● **GIVEN EXERCISE**
Extract from the listing each line in which the word "that" appears.

● **PROVIDED DATA**
────────────────────────────────────────
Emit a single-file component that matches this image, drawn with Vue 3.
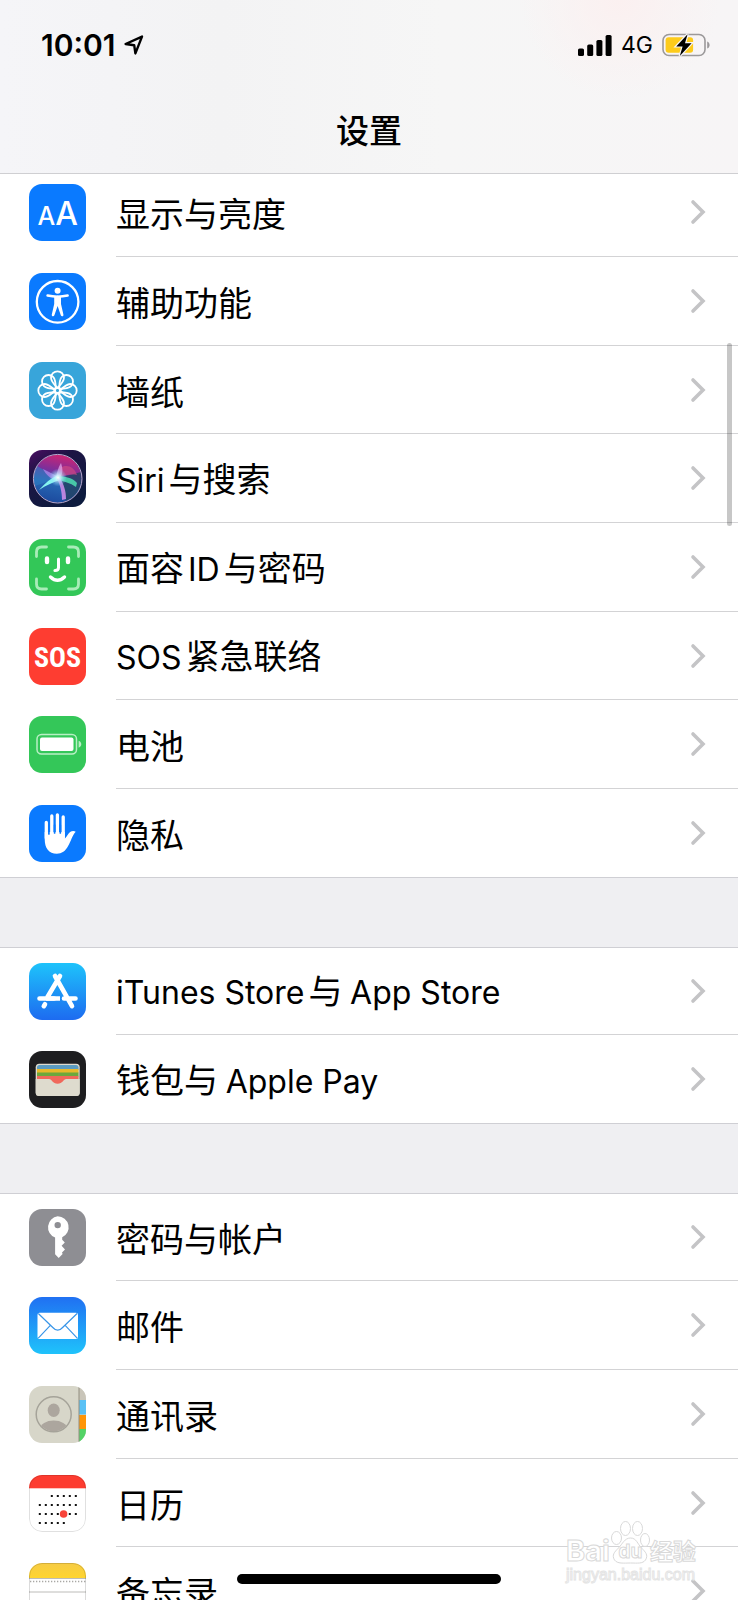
<script setup>
const groups = [
  [
    { icon: 'display', text: '显示与亮度' },
    { icon: 'access', text: '辅助功能' },
    { icon: 'wallpaper', text: '墙纸' },
    { icon: 'siri', text: 'Siri与搜索' },
    { icon: 'face', text: '面容ID与密码' },
    { icon: 'sos', text: 'SOS紧急联络' },
    { icon: 'battery', text: '电池' },
    { icon: 'privacy', text: '隐私' },
  ],
  [
    { icon: 'store', text: 'iTunes Store与 App Store' },
    { icon: 'wallet', text: '钱包与 Apple Pay' },
  ],
  [
    { icon: 'key', text: '密码与帐户' },
    { icon: 'mail', text: '邮件' },
    { icon: 'contacts', text: '通讯录' },
    { icon: 'calendar', text: '日历' },
    { icon: 'notes', text: '备忘录' },
  ],
]

// Latin runs are set in their own face; one that touches Chinese text gets a small lead-in.
const runs = (text) => {
  const parts = text.split(/([A-Za-z][A-Za-z ]*)/).filter(Boolean)
  return parts.map((t, i) => {
    const latin = /^[A-Za-z]/.test(t)
    return { t, latin, lead: latin && i > 0 && !parts[i - 1].endsWith(' ') }
  })
}

const angles = [0, 45, 90, 135, 180, 225, 270, 315]

const dots = []
const weeks = [[2, 6], [0, 6], [0, 6], [0, 4]]
weeks.forEach(([from, to], row) => {
  for (let c = from; c <= to; c++) dots.push({ x: 9.8 + c * 6, y: 20 + row * 9 })
})
</script>

<template>
  <div class="screen">
    <header class="top">
      <div class="status">
        <div class="clock">
          <span>10:01</span>
          <svg width="20" height="20" viewBox="0 0 20 20" aria-hidden="true">
            <path d="M1.6 9 18 1.6 11.4 18.4 10.2 10.2Z" fill="none" stroke="#000" stroke-width="2.4" stroke-linejoin="round" />
          </svg>
        </div>
        <div class="signals">
          <svg width="34" height="21" viewBox="0 0 34 21" aria-hidden="true">
            <rect x="0" y="13.5" width="6" height="7.5" rx="1.6" />
            <rect x="9.2" y="9.5" width="6" height="11.5" rx="1.6" />
            <rect x="18.4" y="5" width="6" height="16" rx="1.6" />
            <rect x="27.6" y="0" width="6" height="21" rx="1.6" />
          </svg>
          <span class="net">4G</span>
          <svg width="48" height="24" viewBox="0 0 48 24" aria-hidden="true">
            <rect x="1" y="1.5" width="42" height="21" rx="6" fill="none" stroke="#9b999a" stroke-width="1.6" />
            <rect x="3.6" y="4.2" width="27.5" height="15.6" rx="3" fill="#fdcb1b" />
            <path d="M45.2 8.5c3.2 1 3.2 6 0 7z" fill="#9b999a" />
            <path d="M25.6 1.2 14.2 13.4h6.4L17.8 23 29.6 10.3h-6.6z" fill="#000" stroke="#f8f5f5" stroke-width="2.4" paint-order="stroke" />
          </svg>
        </div>
      </div>
      <h1 class="title">设置</h1>
    </header>

    <main class="list">
      <ul v-for="(group, g) in groups" :key="g" class="group">
        <li v-for="item in group" :key="item.icon" class="item">
          <a class="row" href="#">
            <svg class="icon" viewBox="0 0 57 57" aria-hidden="true">
              <defs>
                <clipPath :id="'clip-' + item.icon"><rect width="57" height="57" rx="13" /></clipPath>
              </defs>
              <g :clip-path="`url(#clip-${item.icon})`">
                <template v-if="item.icon === 'display'">
                  <rect width="57" height="57" fill="#0a7aff" />
                  <text class="glyph" x="17.4" y="40.5" font-size="25">A</text>
                  <text class="glyph" x="37.6" y="40.5" font-size="32">A</text>
                </template>

                <template v-else-if="item.icon === 'access'">
                  <rect width="57" height="57" fill="#0a7aff" />
                  <circle cx="28.6" cy="28.8" r="20.8" fill="none" stroke="#fff" stroke-width="2.3" />
                  <circle cx="28.6" cy="17.7" r="3" fill="#fff" />
                  <path d="M18.6 22.6c6 1.3 14 1.3 20 0M28.6 23.5v8" fill="none" stroke="#fff" stroke-width="2.6" stroke-linecap="round" />
                  <path d="M25.2 23h6.8v8l2.4 10.5c.4 2-2 2.6-2.6.8L28.6 33l-3.2 9.3c-.6 1.8-3 1.2-2.6-.8L25.2 31z" fill="#fff" />
                </template>

                <template v-else-if="item.icon === 'wallpaper'">
                  <rect width="57" height="57" fill="#38a5da" />
                  <g fill="none" stroke="#fff" stroke-width="1.8" stroke-linejoin="round">
                    <path v-for="a in angles" :key="a" d="M28.5 26C25 22.500 22 19 22 15.800a6.500 6.500 0 0 1 13 0C35 19 32 22.500 28.500 26z" :transform="`rotate(${a} 28.5 28.5)`" />
                    <circle cx="28.5" cy="28.5" r="2.7" />
                  </g>
                </template>

                <template v-else-if="item.icon === 'siri'">
                  <defs>
                    <linearGradient id="siri-bg" x1="0" y1="0" x2=".6" y2="1">
                      <stop offset="0" stop-color="#4b0d63" /><stop offset=".35" stop-color="#1d1444" /><stop offset="1" stop-color="#0d1b3e" />
                    </linearGradient>
                    <linearGradient id="siri-orb" x1=".6" y1="0" x2=".4" y2="1">
                      <stop offset="0" stop-color="#cf2472" /><stop offset=".35" stop-color="#7a2f9c" /><stop offset=".6" stop-color="#2767b4" /><stop offset="1" stop-color="#1c4a9e" />
                    </linearGradient>
                    <radialGradient id="siri-glow">
                      <stop offset="0" stop-color="#fff" /><stop offset=".35" stop-color="#c9f3ff" stop-opacity=".75" /><stop offset="1" stop-color="#7fd0ff" stop-opacity="0" />
                    </radialGradient>
                  </defs>
                  <rect width="57" height="57" fill="url(#siri-bg)" />
                  <circle cx="28.7" cy="28.7" r="24" fill="url(#siri-orb)" />
                  <path d="M29 28 52 22a25 25 0 0 1-15 29z" fill="#22405f" opacity=".8" />
                  <path d="M29 28 8 16a25 25 0 0 0-2 20z" fill="#2f7fc4" opacity=".6" />
                  <path d="M31 18c6-4 14-2 17 7-6-1-12 0-18 2z" fill="#d64a80" opacity=".65" />
                  <path d="M27 28c1-6 2-10 5-15 2 6 2 10-1 15z" fill="#e3a4e8" opacity=".75" />
                  <path d="M28 26 14 19c3 6 7 9 12 11z" fill="#a67fe4" opacity=".85" />
                  <path d="M29 25c-7 3-13 8-19 15 8-5 14-8 21-10z" fill="#86f4ef" />
                  <path d="M28 26c8 0 16 2 20 7l-1 4c-6-4-12-6-19-7z" fill="#4bd6ae" opacity=".9" />
                  <path d="M28 28c3 7 5 13 5 22l4-1c0-8-2-14-6-21z" fill="#c98be8" opacity=".9" />
                  <circle cx="29" cy="27.5" r="9" fill="url(#siri-glow)" />
                  <circle cx="28.7" cy="28.7" r="24.3" fill="none" stroke="#b8a9cf" stroke-width="1" />
                </template>

                <template v-else-if="item.icon === 'face'">
                  <rect width="57" height="57" fill="#33c758" />
                  <g fill="none" stroke-linecap="round" stroke-linejoin="round" stroke="#fff">
                    <path d="M7.5 17.5V13q0-5 5-5h5M39.5 8h5q5 0 5 5v4.5M49.5 40v5q0 5-5 5h-5M17.5 50h-5q-5 0-5-5v-5" stroke="#a9ecb8" stroke-width="2.8" />
                    <path d="M18 19.5v3.6M39 19.5v3.6" stroke-width="4.4" />
                    <path d="M29.5 20v8.5q0 3-3.6 3" stroke-width="3" />
                    <path d="M21.5 38q7 6.6 14 0" stroke-width="3.4" />
                  </g>
                </template>

                <template v-else-if="item.icon === 'sos'">
                  <rect width="57" height="57" fill="#fe3d31" />
                  <text class="sos" x="28.5" y="39">SOS</text>
                </template>

                <template v-else-if="item.icon === 'battery'">
                  <rect width="57" height="57" fill="#34c759" />
                  <rect x="8" y="18.5" width="39.5" height="19.5" rx="4.5" fill="none" stroke="#b9efc5" stroke-width="1.5" />
                  <rect x="11" y="21.5" width="33.5" height="13.5" rx="2" fill="#fff" />
                  <path d="M49.6 24.8c3.6 1.2 3.6 5.7 0 6.9z" fill="#b9efc5" />
                </template>

                <template v-else-if="item.icon === 'privacy'">
                  <rect width="57" height="57" fill="#0a7aff" />
                  <path d="M17.3 17.5V33M22.8 11v20M28.4 10v20M34.2 12v20" stroke="#fff" stroke-width="3.3" stroke-linecap="round" />
                  <path d="M15.7 27h20.2v6.5c2-1.5 3-5 5.2-6.5 1.6-1.2 4-1.6 5.6-.3-3.7 4-4.6 9.3-7.6 14.3-2.6 5-6.3 7.7-11.3 7.7-8 0-12.1-5.5-12.1-14.7z" fill="#fff" />
                  <path d="M19.9 20v9M25.6 20v8M31.3 20v8" stroke="#0a7aff" stroke-width="1.7" stroke-linecap="round" />
                </template>

                <template v-else-if="item.icon === 'store'">
                  <defs><linearGradient id="store-bg" x2="0" y2="1"><stop offset="0" stop-color="#1ec3fb" /><stop offset="1" stop-color="#1d6bf0" /></linearGradient></defs>
                  <rect width="57" height="57" fill="url(#store-bg)" />
                  <path d="M31 13 18.5 34M26 13 43 43.2M10.5 35.5H25M35 35.5h11.5M16 41.2l-1.2 2" fill="none" stroke="#fff" stroke-width="4.6" stroke-linecap="round" />
                  <path d="M17 35.5h14" stroke="#fff" stroke-width="4.6" />
                </template>

                <template v-else-if="item.icon === 'wallet'">
                  <defs><clipPath id="wallet-card"><rect x="8" y="14" width="41.5" height="30" rx="2.5" /></clipPath></defs>
                  <rect width="57" height="57" fill="#1e1e20" />
                  <rect x="6.7" y="12.7" width="44" height="32.3" rx="3.5" fill="#dedbce" />
                  <g clip-path="url(#wallet-card)">
                    <rect x="8" y="14" width="42" height="5" fill="#5c9cc0" />
                    <rect x="8" y="18" width="42" height="4" fill="#e8b92b" />
                    <rect x="8" y="21.5" width="42" height="4" fill="#6ca83c" />
                    <rect x="8" y="25" width="42" height="10" fill="#f0685b" />
                  </g>
                  <path d="M6.7 28H20c3 0 3.5 4.8 8.6 4.8S34.3 28 37.3 28h13.4v13.5a3.5 3.5 0 0 1-3.5 3.5h-37a3.5 3.5 0 0 1-3.5-3.5z" fill="#dedbce" />
                </template>

                <template v-else-if="item.icon === 'key'">
                  <rect width="57" height="57" fill="#8e8e93" />
                  <path fill-rule="evenodd" d="M28.7 7.3a11 11 0 0 1 4.5 21v2.4l2.6 2.8-3.2 3.3 3.4 3.6-3 3.2.6 1.5-3.9 4-3.6-3.9V28.5a11 11 0 0 1 2.6-21.2zm0 5.6a3.2 3.2 0 1 0 0 6.4 3.2 3.2 0 0 0 0-6.4z" fill="#fff" />
                </template>

                <template v-else-if="item.icon === 'mail'">
                  <defs><linearGradient id="mail-bg" x2="0" y2="1"><stop offset="0" stop-color="#2070f2" /><stop offset="1" stop-color="#1fc3fb" /></linearGradient></defs>
                  <rect width="57" height="57" fill="url(#mail-bg)" />
                  <rect x="8.5" y="15.7" width="40.5" height="26.3" rx="2" fill="#fff" />
                  <path d="m9.3 16.5 14.5 14q4.9 5.4 9.8 0l14.5-14M9.3 41.2l11.8-12.6M48.2 41.2 36.4 28.6" fill="none" stroke="#3a96e8" stroke-width="1.2" />
                </template>

                <template v-else-if="item.icon === 'contacts'">
                  <defs><clipPath id="person"><circle cx="24.7" cy="28.3" r="17" /></clipPath></defs>
                  <rect width="57" height="57" fill="#d7d6c9" />
                  <rect x="50" width="7" height="14" fill="#c9c5b9" />
                  <rect x="50" y="14" width="7" height="14.5" fill="#5ac1f5" />
                  <rect x="50" y="29" width="7" height="14" fill="#ff9508" />
                  <rect x="50" y="43" width="7" height="14" fill="#53d366" />
                  <path d="M50 0v57" stroke="#928f80" stroke-width="1" />
                  <circle cx="24.7" cy="28.3" r="17.5" fill="none" stroke="#a5a399" stroke-width="1.5" />
                  <ellipse cx="24.7" cy="24.3" rx="6" ry="6.8" fill="#aca69e" />
                  <ellipse cx="24.7" cy="43" rx="13.5" ry="8.5" fill="#aca69e" clip-path="url(#person)" />
                </template>

                <template v-else-if="item.icon === 'calendar'">
                  <rect width="57" height="57" fill="#fff" />
                  <rect width="57" height="13.3" fill="#fd3c30" />
                  <rect v-for="(d, i) in dots" :key="i" :x="d.x" :y="d.y" width="2" height="2" fill="#111" />
                  <circle cx="34.6" cy="39" r="3.8" fill="#f8443a" />
                  <rect x=".5" y=".5" width="56" height="56" rx="12.5" fill="none" stroke="#000" stroke-opacity=".12" />
                </template>

                <template v-else>
                  <defs><linearGradient id="notes-bg" x2="0" y2="1"><stop offset="0" stop-color="#f6cb45" /><stop offset="1" stop-color="#ffd52f" /></linearGradient></defs>
                  <rect width="57" height="57" fill="#fff" />
                  <rect width="57" height="15" fill="url(#notes-bg)" />
                  <path d="M0 15.5h57M0 29h57M0 43h57" stroke="#bdbcb9" stroke-width="1" />
                  <path d="M1 18.5h56" stroke="#a9a8a5" stroke-width="1.3" stroke-dasharray="1.3 1.7" />
                  <rect x=".5" y=".5" width="56" height="56" rx="12.5" fill="none" stroke="#000" stroke-opacity=".14" />
                </template>
              </g>
            </svg>
            <span class="body">
              <span class="label"><span v-for="(r, i) in runs(item.text)" :key="i" :class="{ latin: r.latin, lead: r.lead }">{{ r.t }}</span></span>
              <svg class="chevron" viewBox="0 0 16 26" aria-hidden="true">
                <path d="m3 3 10 10L3 23" fill="none" stroke="#c4c4c6" stroke-width="3.6" stroke-linecap="round" stroke-linejoin="miter" />
              </svg>
            </span>
          </a>
        </li>
      </ul>
    </main>

    <div class="scrollbar"></div>
    <div class="home"></div>
    <div class="watermark">
      <div class="brand">
        <span class="outline">Bai</span>
        <svg width="40" height="44" viewBox="0 0 40 44" aria-hidden="true">
          <g fill="#fff" stroke="#d9d9d9" stroke-width="1">
            <ellipse cx="6.5" cy="18" rx="5" ry="6.5" />
            <ellipse cx="15.5" cy="8.5" rx="5" ry="7" />
            <ellipse cx="27.5" cy="8.5" rx="5" ry="7" />
            <ellipse cx="35" cy="20" rx="4.5" ry="6.5" />
            <path d="M20.5 18c-6 0-8 6-12 10s-7 7-4 12c3 4 9 3 16 3s12 1 15-3c3-5 0-8-4-12s-5-10-11-10z" />
          </g>
          <text class="du" x="20.5" y="38">du</text>
        </svg>
        <span class="outline cn">经验</span>
      </div>
      <div class="url">jingyan.baidu.com</div>
    </div>
  </div>
</template>

<style>
body {
  background: #fff;
}
</style>

<style scoped>
.screen {
  position: relative;
  display: flex;
  flex-direction: column;
  height: 100vh;
  overflow: hidden;
  background: #fff;
  color: #000;
  font-family: "Noto Sans CJK SC", sans-serif;
}
.top {
  position: relative;
  z-index: 1;
  flex: none;
  background:
    radial-gradient(circle at 84% 0, #fbf0f0 0, rgba(251, 240, 240, 0) 100px),
    linear-gradient(90deg, #f5f5f8, #f3f3f4 30%, #f6f6f6 60%, #f7f5f6);
  border-bottom: 1px solid #cfcfd2;
}
.status {
  display: flex;
  align-items: center;
  justify-content: space-between;
  height: 90px;
  padding: 0 28px 0 41px;
  font-family: Inter, sans-serif;
}
.clock {
  display: flex;
  align-items: center;
  gap: 8px;
  font-size: 30px;
  font-weight: 600;
}
.signals {
  display: flex;
  align-items: center;
  gap: 9px;
}
.net {
  font-size: 23px;
  font-weight: 400;
}
.title {
  margin: 0;
  height: 83px;
  line-height: 78px;
  text-align: center;
  font-size: 33px;
  font-weight: 500;
}
.list {
  flex: 1;
  min-height: 0;
  margin-top: -6px;
  overflow: hidden;
}
.group {
  margin: 0;
  padding: 0;
  list-style: none;
}
.group + .group {
  border-top: 69px solid #efeff2;
  box-shadow: inset 0 1px #cfcfd4;
}
.item {
  height: 89px;
}
.item:nth-child(3n),
.group + .group .item:first-child {
  height: 88px;
}
.group + .group .item:nth-child(3) {
  height: 89px;
}
.group + .group .item:nth-child(4) {
  height: 88px;
}
.row {
  display: flex;
  align-items: center;
  gap: 30px;
  height: 100%;
  padding-left: 29px;
  color: inherit;
  text-decoration: none;
}
.icon {
  flex: none;
  width: 57px;
  height: 57px;
}
.body {
  display: flex;
  flex: 1;
  align-items: center;
  justify-content: space-between;
  align-self: stretch;
  padding-right: 32px;
  border-bottom: 1px solid #d3d3d5;
}
.item:last-child .row {
  box-shadow: inset 0 -1px #cfcfd4;
}
.item:last-child .body {
  border-bottom-color: transparent;
}
.label {
  padding-top: 2px;
  font-size: 34px;
  line-height: 48px;
  white-space: pre;
}
.latin {
  margin-right: 4px;
  font-family: Inter, sans-serif;
  font-size: 32px;
}
.lead {
  margin-left: 4px;
}
.chevron {
  width: 16px;
  height: 26px;
}
.glyph {
  fill: #fff;
  font-family: Inter, sans-serif;
  font-weight: 500;
  text-anchor: middle;
}
.sos {
  fill: #fff;
  font-family: "Roboto Condensed", "Liberation Sans Narrow", Roboto, sans-serif;
  font-size: 28px;
  font-weight: 700;
  text-anchor: middle;
}
.scrollbar {
  position: absolute;
  z-index: 2;
  top: 343px;
  right: 6px;
  width: 5px;
  height: 183px;
  border-radius: 3px;
  background: rgba(0, 0, 0, 0.22);
}
.home {
  position: absolute;
  z-index: 2;
  bottom: 16px;
  left: 50%;
  width: 264px;
  height: 10px;
  margin-left: -132px;
  border-radius: 5px;
  background: #000;
}
.watermark {
  position: absolute;
  z-index: 2;
  right: 40px;
  bottom: 14px;
  width: 132px;
}
.brand {
  display: flex;
  align-items: flex-end;
}
.outline {
  color: #fff;
  font-family: Inter, sans-serif;
  font-size: 29px;
  font-weight: 700;
  line-height: 27px;
  -webkit-text-stroke: 1px #d9d9d9;
}
.cn {
  font-family: "Noto Sans CJK SC", sans-serif;
  font-size: 23px;
}
.du {
  fill: #fff;
  stroke: #d9d9d9;
  font-family: Inter, sans-serif;
  font-size: 19px;
  font-weight: 700;
  text-anchor: middle;
}
.url {
  color: #fff;
  font-family: "Liberation Sans", sans-serif;
  font-size: 16px;
  line-height: 22px;
  -webkit-text-stroke: 1px #e4e4e4;
}
</style>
────────────────────────────────────────
● **RESPONSE**
Emit a single-file component that matches this image, drawn with Vue 3.
// Latin runs are set in their own face; one that touches Chinese text gets a small lead-in.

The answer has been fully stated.